5. Sir Winston Churchill 1996. Dunkel, machtvoll, fordernde Säure und
eine Andeutung von Cognac und angebrannten Waffeln in der Nase. Wunderwunderwundervoll.
Im Table Kobus dann nochmal 98er Pol-Roger (zum Steak, bzw. zum
Zander). Genuss ohne Worte.
V. Bonnaire, Cramant
Monsieur Bonnaire zeigte uns seine beeindruckende, sehr moderne
Anlage und öffnete
1. Non Dosé
Vorbildliches, sehr schönes Äußeres. Springlebendige Nase, im Mund
unbeschwert schorlig, Durstlöschercharakter. Unaufdringliche,
jederzeit diskrete, aber spürbare Säure und milde Mineralität.
2. 2002er BdB GC 10-11g/l
Saftig, weinig, rund und lecker. Orangenmarzipan, Grand Marnier,
feine, cremige Textur. Sehr schöner Champagner und mein Favorit aus dem gelungenen Program von Bonnaire.
3. Variance (Boisé), enthalten ist ein Drittel zweimal belegtes Holz,
10-11g/l. Holzige, nicht zu schwere Nase, Minze, Eukalyptus und
freche Zitrusnoten kitzeln in der Nase. Säure satt, jedoch nicht
ermüdend. Länger, dafür auch schwerer als der 2002er. In gewisser
Hinsicht eine Steigerung zum 2002er, an dem sehr warmen
Verkostungstag und bei gehoben-frivoler Laune aber etwas zu
herbstlich.
VI. Diebolt-Vallois, auch in Cramant
Monsieur Diebolt war anfangs wie immer etwas zugeköpft, kam aber schnell ins
rollen.
1. Prestige
Blitzblanke Säure, Tannenholz, Harz, Lindenblüten, Weißdorn, Honig.
Frisch, schön, sauber, zugänglich, von ruhiger Had gemacht und schon
jetzt sehr gut zugänglich.
2. Blanc de Blancs 2002, 6g/l
Süffiger als der Prestige, etwas schlanker und filigraner.
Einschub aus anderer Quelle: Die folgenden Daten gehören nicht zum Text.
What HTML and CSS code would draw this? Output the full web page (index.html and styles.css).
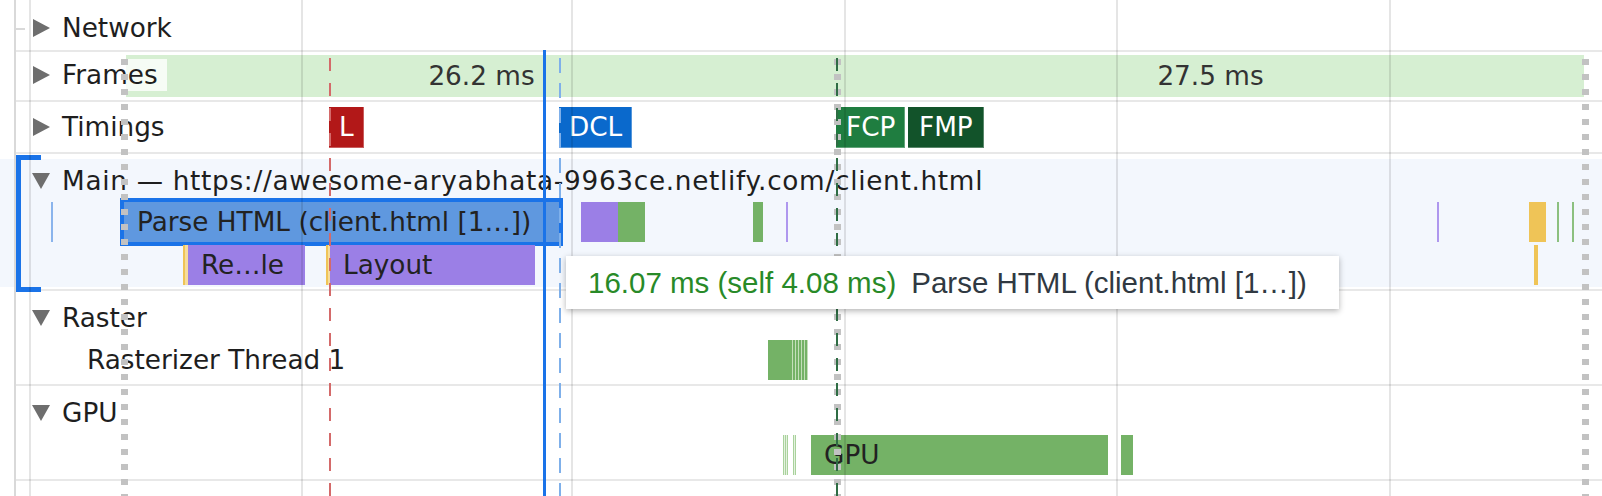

Weißdorn
und Lakritzanspielungen, dabei saftig, kräuterig und voller
Kelleräpfel, abschließend warme, nussige Töne, die den gut reifenden
Großchardonnay ankündigen.
Im Keller von Monsieur Diebolt griff er en passant eine
3. Fleur de Passion 2002 heraus. Wir leerten diesen gigantischen Wein
an Ort und Stelle. Sagenhaft schöner Champagner. Potenzierter Burgunder mit feinsten Bläschen.
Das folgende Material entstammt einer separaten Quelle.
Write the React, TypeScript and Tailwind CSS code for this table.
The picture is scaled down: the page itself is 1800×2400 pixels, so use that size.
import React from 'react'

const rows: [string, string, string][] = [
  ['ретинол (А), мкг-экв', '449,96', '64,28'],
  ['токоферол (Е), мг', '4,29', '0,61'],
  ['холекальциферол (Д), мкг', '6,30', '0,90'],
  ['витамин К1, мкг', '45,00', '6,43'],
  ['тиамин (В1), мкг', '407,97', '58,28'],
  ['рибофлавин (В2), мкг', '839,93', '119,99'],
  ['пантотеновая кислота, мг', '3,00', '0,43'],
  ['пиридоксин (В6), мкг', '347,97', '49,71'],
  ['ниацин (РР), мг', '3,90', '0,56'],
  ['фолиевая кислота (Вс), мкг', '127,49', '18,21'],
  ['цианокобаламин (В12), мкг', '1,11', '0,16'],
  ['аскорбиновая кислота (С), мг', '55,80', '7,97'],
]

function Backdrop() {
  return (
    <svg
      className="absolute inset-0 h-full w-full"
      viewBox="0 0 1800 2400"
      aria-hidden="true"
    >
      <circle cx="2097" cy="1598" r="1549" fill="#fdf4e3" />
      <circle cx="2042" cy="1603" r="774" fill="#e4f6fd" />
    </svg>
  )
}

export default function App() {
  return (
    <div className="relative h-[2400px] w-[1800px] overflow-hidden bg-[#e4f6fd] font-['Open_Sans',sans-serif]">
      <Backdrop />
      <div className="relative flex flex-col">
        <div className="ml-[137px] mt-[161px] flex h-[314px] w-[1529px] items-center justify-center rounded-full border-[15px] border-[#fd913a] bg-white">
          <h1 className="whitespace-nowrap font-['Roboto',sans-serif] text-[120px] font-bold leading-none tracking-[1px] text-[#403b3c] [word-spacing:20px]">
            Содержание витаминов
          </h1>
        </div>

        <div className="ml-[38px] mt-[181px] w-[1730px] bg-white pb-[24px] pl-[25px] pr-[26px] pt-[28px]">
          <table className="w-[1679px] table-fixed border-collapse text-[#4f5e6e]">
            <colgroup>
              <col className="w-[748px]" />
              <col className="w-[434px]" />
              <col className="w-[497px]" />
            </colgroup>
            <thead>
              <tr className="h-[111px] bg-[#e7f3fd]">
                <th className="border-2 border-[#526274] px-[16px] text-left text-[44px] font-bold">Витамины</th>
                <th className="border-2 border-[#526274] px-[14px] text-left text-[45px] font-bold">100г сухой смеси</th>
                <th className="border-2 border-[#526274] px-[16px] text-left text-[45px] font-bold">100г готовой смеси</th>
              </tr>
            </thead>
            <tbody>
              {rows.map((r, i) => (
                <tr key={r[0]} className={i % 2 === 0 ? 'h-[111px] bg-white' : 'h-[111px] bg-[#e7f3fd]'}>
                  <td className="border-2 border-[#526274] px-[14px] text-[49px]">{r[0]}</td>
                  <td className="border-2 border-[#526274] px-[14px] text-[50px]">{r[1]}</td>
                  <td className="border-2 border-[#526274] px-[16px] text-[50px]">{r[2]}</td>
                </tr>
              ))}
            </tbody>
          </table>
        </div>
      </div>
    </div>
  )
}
Zum Schluß probierten wir noch die 2006er Grundweine aus den Tanks
und die Grundweine für die Fleur de Passion 2006 aus dem Holzfässchen
(53 Fässer getrennt nach lieu dits, bzw. zum Teil bereits im Faß
vereint). Am beeindruckendsten und einer großen Tafel würdig war Faß
5, „Grosmonts“.
VI. Bollinger, Ay
Im Garten des Hauses gedeiht das Miniversuchsfeld mit den Rebsorten (Teinturier, Pinot Meunier, Pinot Blanc und Pinot Gris, Arbane und Gamay).
1. Special Cuvée: wie immer: sehr gut! Was soll man da eigentlich noch groß schreiben?
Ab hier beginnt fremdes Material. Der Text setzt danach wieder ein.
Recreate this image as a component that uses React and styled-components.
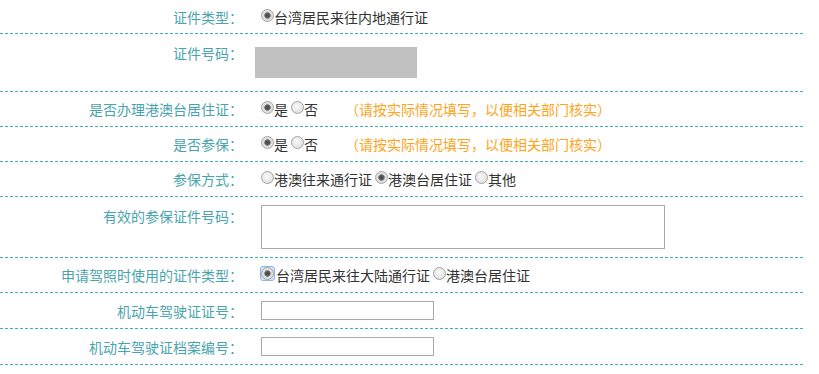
import React from 'react';
import styled, { createGlobalStyle, css } from 'styled-components';

const Global = createGlobalStyle`
  html, body { margin: 0; padding: 0; background: #fff; }
  body {
    font-family: "Noto Sans CJK SC", "Noto Sans", sans-serif;
    font-size: 14px;
    color: #333;
  }
`;

const Form = styled.div`
  width: 803px;
`;

const Row = styled.div`
  display: grid;
  grid-template-columns: 243px 1fr;
  column-gap: 12px;
  align-items: ${p => (p.$top ? 'start' : 'center')};
  padding: ${p => (p.$first ? '8px 0 8px' : '8px 0 9px')};
  background-image: repeating-linear-gradient(90deg, #3fb0b9 0 3px, transparent 3px 5px);
  background-size: 100% 1px;
  background-position: left bottom;
  background-repeat: no-repeat;
`;

const Label = styled.div`
  text-align: right;
  color: #4aa4ae;
  line-height: 18px;
  white-space: nowrap;
  padding-top: ${p => (p.$top ? '2px' : '0')};
`;

const Value = styled.div`
  display: flex;
  align-items: flex-start;
  line-height: 18px;
  white-space: nowrap;
`;

const Option = styled.label`
  display: inline-flex;
  align-items: flex-start;
  margin-left: ${p => (p.$first ? '6px' : '3px')};
  color: #333;
`;

const Radio = styled.span`
  flex: none;
  box-sizing: border-box;
  width: 13px;
  height: 13px;
  margin-top: ${p => (p.$focus ? '0' : '1px')};
  border-radius: 50%;
  border: 1px solid #a4a4a4;
  ${p =>
    p.$checked
      ? css`
          background: radial-gradient(circle at 50% 50%, #4a4a4a 0, #555 2px, #8a8a8a 3px, #dcdcdc 3.6px, #ececec 100%);
        `
      : css`
          background: radial-gradient(circle at 45% 40%, #fafafa 0, #e8e8e8 55%, #d2d2d2 100%);
        `}
`;

const FocusRing = styled.span`
  flex: none;
  display: inline-flex;
  box-sizing: border-box;
  width: 15px;
  height: 15px;
  margin-left: -1px;
  margin-right: 1px;
  border: 1px solid #8db5ee;
  border-radius: 3px;
  background: #d9e7fb;
`;

const Hint = styled.span`
  margin-left: 27px;
  color: #ffa41a;
`;

const Masked = styled.div`
  width: 162px;
  height: 31px;
  margin: 5px 0;
  background: #c0c0c0;
`;

const TextBox = styled.input`
  box-sizing: border-box;
  width: 173px;
  height: 19px;
  margin: 0 0 0 6px;
  padding: 0 2px;
  border: 1px solid #a9a9a9;
  font: inherit;
  outline: none;
`;

const TextArea = styled.textarea`
  display: block;
  box-sizing: border-box;
  width: 404px;
  height: 44px;
  margin: 0 0 0 6px;
  padding: 2px;
  border: 1px solid #a9a9a9;
  resize: none;
  font: inherit;
  outline: none;
`;

function Choice({ checked, first, focus, children }) {
  return (
    <Option $first={first}>
      {focus ? (
        <FocusRing>
          <Radio $checked={checked} $focus />
        </FocusRing>
      ) : (
        <Radio $checked={checked} />
      )}
      {children}
    </Option>
  );
}

export default function App() {
  return (
    <>
      <Global />
      <Form>
        <Row $first>
          <Label>证件类型：</Label>
          <Value>
            <Choice checked first>台湾居民来往内地通行证</Choice>
          </Value>
        </Row>
        <Row $top>
          <Label $top>证件号码：</Label>
          <Value>
            <Masked />
          </Value>
        </Row>
        <Row>
          <Label>是否办理港澳台居住证：</Label>
          <Value>
            <Choice checked first>是</Choice>
            <Choice>否</Choice>
            <Hint>（请按实际情况填写，以便相关部门核实）</Hint>
          </Value>
        </Row>
        <Row>
          <Label>是否参保：</Label>
          <Value>
            <Choice checked first>是</Choice>
            <Choice>否</Choice>
            <Hint>（请按实际情况填写，以便相关部门核实）</Hint>
          </Value>
        </Row>
        <Row>
          <Label>参保方式：</Label>
          <Value>
            <Choice first>港澳往来通行证</Choice>
            <Choice checked>港澳台居住证</Choice>
            <Choice>其他</Choice>
          </Value>
        </Row>
        <Row $top>
          <Label $top>有效的参保证件号码：</Label>
          <Value>
            <TextArea />
          </Value>
        </Row>
        <Row>
          <Label>申请驾照时使用的证件类型：</Label>
          <Value>
            <Choice checked first focus>台湾居民来往大陆通行证</Choice>
            <Choice>港澳台居住证</Choice>
          </Value>
        </Row>
        <Row>
          <Label>机动车驾驶证证号：</Label>
          <Value>
            <TextBox />
          </Value>
        </Row>
        <Row>
          <Label>机动车驾驶证档案编号：</Label>
          <Value>
            <TextBox />
          </Value>
        </Row>
      </Form>
    </>
  );
}
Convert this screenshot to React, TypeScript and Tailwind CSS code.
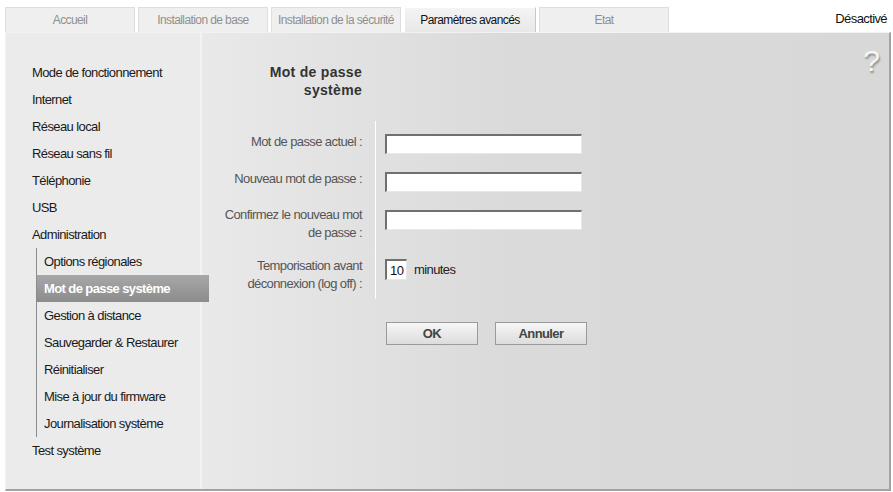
import React from 'react';

const tabs = [
  { label: 'Accueil', active: false },
  { label: 'Installation de base', active: false },
  { label: 'Installation de la sécurité', active: false },
  { label: 'Paramètres avancés', active: true },
  { label: 'Etat', active: false },
];

const mainMenu = [
  'Mode de fonctionnement',
  'Internet',
  'Réseau local',
  'Réseau sans fil',
  'Téléphonie',
  'USB',
  'Administration',
];

const adminMenu = [
  'Options régionales',
  'Mot de passe système',
  'Gestion à distance',
  'Sauvegarder & Restaurer',
  'Réinitialiser',
  'Mise à jour du firmware',
  'Journalisation système',
];

function PasswordField() {
  return (
    <input
      type="password"
      className="w-[197px] h-[20px] bg-white border-t-2 border-l-2 border-r border-b border-t-[#707070] border-l-[#707070] border-r-[#e8e8e8] border-b-[#e8e8e8] outline-none"
    />
  );
}

export default function App() {
  const current = 'Mot de passe système';

  return (
    <div className="w-[893px] h-[492px] bg-white overflow-hidden font-['Liberation_Sans',sans-serif] text-[13px] tracking-[-0.6px] whitespace-nowrap">
      {/* onglets */}
      <div className="flex items-end h-[32px] pl-[5px]">
        <div className="flex gap-[3px]">
          {tabs.map((t) =>
            t.active ? (
              <div
                key={t.label}
                className="w-[132px] h-[25px] flex items-center justify-center bg-gradient-to-b from-[#f4f4f4] to-[#e8e8e8] border-t border-l border-white border-r border-r-[#c8c8c8] text-[12px] text-[#111]"
              >
                {t.label}
              </div>
            ) : (
              <div
                key={t.label}
                className="w-[130px] h-[25px] flex items-center justify-center bg-[#efefef] border border-b-0 border-[#dedede] text-[12px] text-[#8f8f8f]"
              >
                {t.label}
              </div>
            )
          )}
        </div>
        <div className="ml-auto self-start pt-[9px] pr-[6px] text-[#111]">Désactivé</div>
      </div>

      {/* panneau principal */}
      <div className="ml-[5px] w-[886px] h-[459px] flex border-t border-l border-t-[#f2f2f2] border-l-[#f2f2f2] border-r-2 border-b-2 border-r-[#a2a2a2] border-b-[#a2a2a2] bg-[#d8d8d8]">
        {/* menu latéral */}
        <div className="relative z-10 w-[196px] shrink-0 bg-[#ebebeb] border-r-2 border-[#f3f3f3] pt-[26px] text-[#1a1a1a]">
          {mainMenu.map((m) => (
            <div key={m} className="h-[27px] flex items-center pl-[26px]">
              {m}
            </div>
          ))}
          <div className="ml-[30px] border-l border-[#8c8c8c]">
            {adminMenu.map((m) =>
              m === current ? (
                <div
                  key={m}
                  className="h-[27px] flex items-center pl-[7px] w-[172px] bg-gradient-to-b from-[#a8a8a8] to-[#8c8c8c] text-white font-bold"
                >
                  {m}
                </div>
              ) : (
                <div key={m} className="h-[27px] flex items-center pl-[7px]">
                  {m}
                </div>
              )
            )}
          </div>
          <div className="h-[27px] flex items-center pl-[26px]">Test système</div>
        </div>

        {/* contenu */}
        <div className="relative flex-1 bg-gradient-to-r from-[#e9e9e9] via-[#dadada] via-45% to-[#d8d8d8]">
          <div className="absolute right-[9px] top-[13px] text-[30px] leading-none text-[#f6f6f6] tracking-normal [text-shadow:1px_2px_2px_#8a8a8a]">
            ?
          </div>

          <div className="w-[160px] pt-[30px] text-right font-bold text-[14px] leading-[18px] text-[#333] tracking-[0.3px]">
            Mot de passe
            <br />
            système
          </div>

          <div className="flex mt-[22px]">
            <div className="w-[174px] border-r border-white text-right pr-[13px] text-[#555] pt-[12px] pb-[6px] leading-[18px]">
              <div className="h-[37px]">Mot de passe actuel :</div>
              <div className="h-[36px]">Nouveau mot de passe :</div>
              <div className="h-[51px]">
                Confirmez le nouveau mot
                <br />
                de passe :
              </div>
              <div className="h-[36px]">
                Temporisation avant
                <br />
                déconnexion (log off) :
              </div>
            </div>

            <div className="pl-[9px] pt-[13px]">
              <div className="flex flex-col gap-[18px]">
                <PasswordField />
                <PasswordField />
                <PasswordField />
              </div>
              <div className="flex items-center gap-[7px] mt-[29px]">
                <input
                  type="text"
                  defaultValue="10"
                  className="w-[22px] h-[21px] pl-[3px] bg-white text-[13px] text-[#111] border-t-2 border-l-2 border-r border-b border-t-[#707070] border-l-[#707070] border-r-[#e8e8e8] border-b-[#e8e8e8] outline-none"
                />
                <span className="text-[#222]">minutes</span>
              </div>
            </div>
          </div>

          <div className="flex gap-[17px] ml-[184px] mt-[23px]">
            <button className="w-[92px] h-[23px] bg-gradient-to-b from-[#f7f7f7] to-[#dcdcdc] border border-[#9a9a9a] text-[#444] font-bold text-[13px]">
              OK
            </button>
            <button className="w-[92px] h-[23px] bg-gradient-to-b from-[#f7f7f7] to-[#dcdcdc] border border-[#9a9a9a] text-[#444] font-bold text-[13px]">
              Annuler
            </button>
          </div>
        </div>
      </div>
    </div>
  );
}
2. Grande Année 1999 (einmal im September, einmal im Dezember 2006
degorgiert), dasselbe: auch sehr gut, jetzt deutlich harmonischer als beim letzten Mal und beispielsweise für Silvester 2009/2010 ein würdiger Trunk, wenn man nicht das Glück hat, die noch bessere 2000er Grande Année zur Hand zu haben.
3. RD 1996. Immer noch zu jung (degorgiert im Dezember
2006), aber zweifellos großer Wein, der noch eine ganze Weile laufen kann.
VII. Regis Fliniaux, Ay
1. Blanc de Blancs Grand Cru (Ay). Die Flasche wurde a la
volée vor unseren Augen degorgiert, Dosage hatte er deshalb natürlich
keine, vorgesehen ist eine Dosage von ca. 8g/l. Ein außergewöhnliches
Erlebnis, einen Blanc de Blancs aus der Pinot-Hochburg zu trinken. Ähnlich wie etwa der Chardonnay von Billecart-Salmon erstklassig gediehen und
von einer für die gegend von Dizy bis Mareuil exemplarischen exotischen Fruchtfülle, der nur ein ganz kleines bisschen Säure fehlt.
2. Cuvée des Signataires 50PN/50CH. Ananas, KiBa, Vanille, verspielte Säure, trinkbare gute Laune, der perfekte Abschluß eines großartigen Kurztrips.